The transparencies show details that reference the functionality of AutoCAD and the layered nature of our customers’ work in architecture, assemblies, products, and components. We were purposeful in our abstract approach, as to not define the image by industry or discipline. Instead, they’re meant to showcase the possibilities of our software and inspire.
Once we had the main artwork, we created variations to represent the different products within the AutoCAD family. For each image, we emphasized the visual elements that help describe the functionality of the product. For example, the top left image illustrates a playful take on ductwork and piping to represent AutoCAD MEP.
With the release of AutoCAD including specialized toolsets, we needed to create new imagery that represented the entire AutoCAD family as a single model. So, we reimagined how the different elements of AutoCAD might interact in this new version. We began sketching some ideas to investigate what the image might look like if it were a building.
From those sketches, we modeled in AutoCAD and 3ds Max, bringing together the different elements and aspects of AutoCAD—architecture, engineering, product scale, and more—into a unified form.
We also designed the model to be engaging in plan, elevation, and section to represent the functionality of AutoCAD LT.
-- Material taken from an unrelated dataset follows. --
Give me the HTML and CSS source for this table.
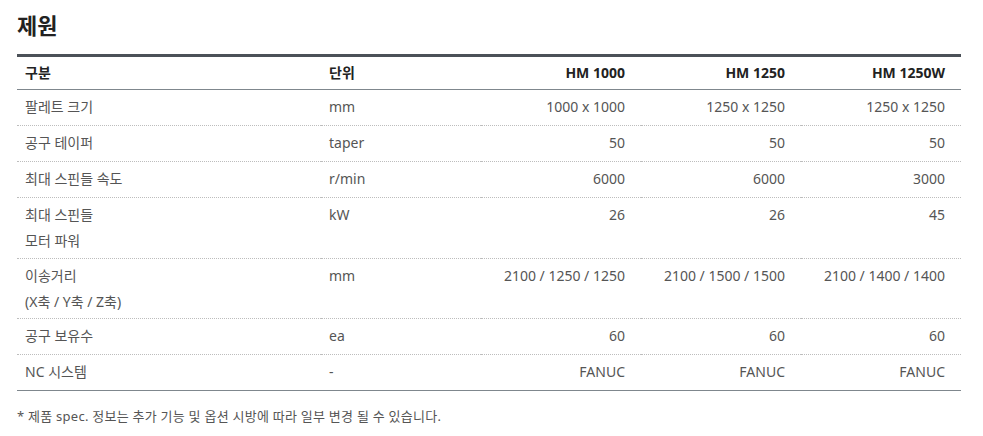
FILE: index.html
```html
<!DOCTYPE html>
<html lang="ko">
<head>
<meta charset="utf-8">
<link rel="stylesheet" href="styles.css">
</head>
<body>
<div class="spec">
  <h2 class="title">제원</h2>
  <table class="spec-table">
    <colgroup>
      <col class="c1"><col class="c2"><col class="c3"><col class="c3"><col class="c3">
    </colgroup>
    <thead>
      <tr><th>구분</th><th>단위</th><th class="num">HM 1000</th><th class="num">HM 1250</th><th class="num">HM 1250W</th></tr>
    </thead>
    <tbody>
      <tr><td>팔레트 크기</td><td>mm</td><td class="num">1000 x 1000</td><td class="num">1250 x 1250</td><td class="num">1250 x 1250</td></tr>
      <tr><td>공구 테이퍼</td><td>taper</td><td class="num">50</td><td class="num">50</td><td class="num">50</td></tr>
      <tr><td>최대 스핀들 속도</td><td>r/min</td><td class="num">6000</td><td class="num">6000</td><td class="num">3000</td></tr>
      <tr class="multi"><td><span class="ln">최대 스핀들</span><span class="ln">모터 파워</span></td><td>kW</td><td class="num">26</td><td class="num">26</td><td class="num">45</td></tr>
      <tr class="multi tight"><td><span class="ln">이송거리</span><span class="ln">(X축 / Y축 / Z축)</span></td><td>mm</td><td class="num">2100 / 1250 / 1250</td><td class="num">2100 / 1500 / 1500</td><td class="num">2100 / 1400 / 1400</td></tr>
      <tr><td>공구 보유수</td><td>ea</td><td class="num">60</td><td class="num">60</td><td class="num">60</td></tr>
      <tr><td>NC 시스템</td><td>-</td><td class="num">FANUC</td><td class="num">FANUC</td><td class="num">FANUC</td></tr>
    </tbody>
  </table>
  <p class="note">* 제품 spec. 정보는 추가 기능 및 옵션 시방에 따라 일부 변경 될 수 있습니다.</p>
</div>
</body>
</html>
```
FILE: styles.css
```css
html, body { margin: 0; padding: 0; background: #fff; }
body { font-family: "Noto Sans", "Noto Sans CJK KR", sans-serif; color: #555; }
.spec { width: 944px; padding: 0 0 0 17px; }
.title {
  margin: 0;
  padding-top: 8px;
  height: 46px;
  font-size: 22px;
  line-height: 32px;
  font-weight: 700;
  color: #222;
  font-family: "Noto Sans CJK KR", sans-serif;
}
.spec-table {
  width: 944px;
  border-collapse: collapse;
  table-layout: fixed;
  border-top: 3px solid #4b5158;
  border-bottom: 1px solid #7f878d;
  font-size: 14px;
}
.c1 { width: 304px; }
.c2 { width: 160px; }
.c3 { width: 160px; }
.spec-table th {
  height: 32px;
  padding: 0 16px 0 8px;
  text-align: left;
  font-weight: 700;
  color: #222;
  border-bottom: 1px solid #7f878d;
  line-height: 20px;
}
.spec-table td {
  height: 26px;
  padding: 4px 16px 5px 8px;
  line-height: 26px;
  vertical-align: top;
  border-bottom: 1px dotted #bdbdbd;
  color: #555;
}
.spec-table .multi td { padding-bottom: 4px; }
.spec-table .tight td { padding-bottom: 3px; }
.ln { display: block; height: 26px; line-height: 26px; overflow: hidden; }
.spec-table tbody tr:last-child td { border-bottom: none; }
.spec-table .num { text-align: right; }
.note {
  margin: 15px 0 0;
  font-size: 13px;
  line-height: 20px;
  letter-spacing: 0.25px;
  color: #555;
}
```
To remain authentic to our brand, it was important to incorporate the “make” aspect into our creative processes and brand imagery, so we decided to fabricate a physical model of the 3D model.
We designed a version we could build at our Pier 9 Technology Center in San Francisco using our tools. Most parts were 3D printed, but sintering was also used to generate the metal components. The pieces were then painted and finished before being assembled into the final structure.
Once built, we then photographed the model, camera matched it, and added digital overlays that relate to the original 3D digital design files to create a final image that fully encompasses the design to make process.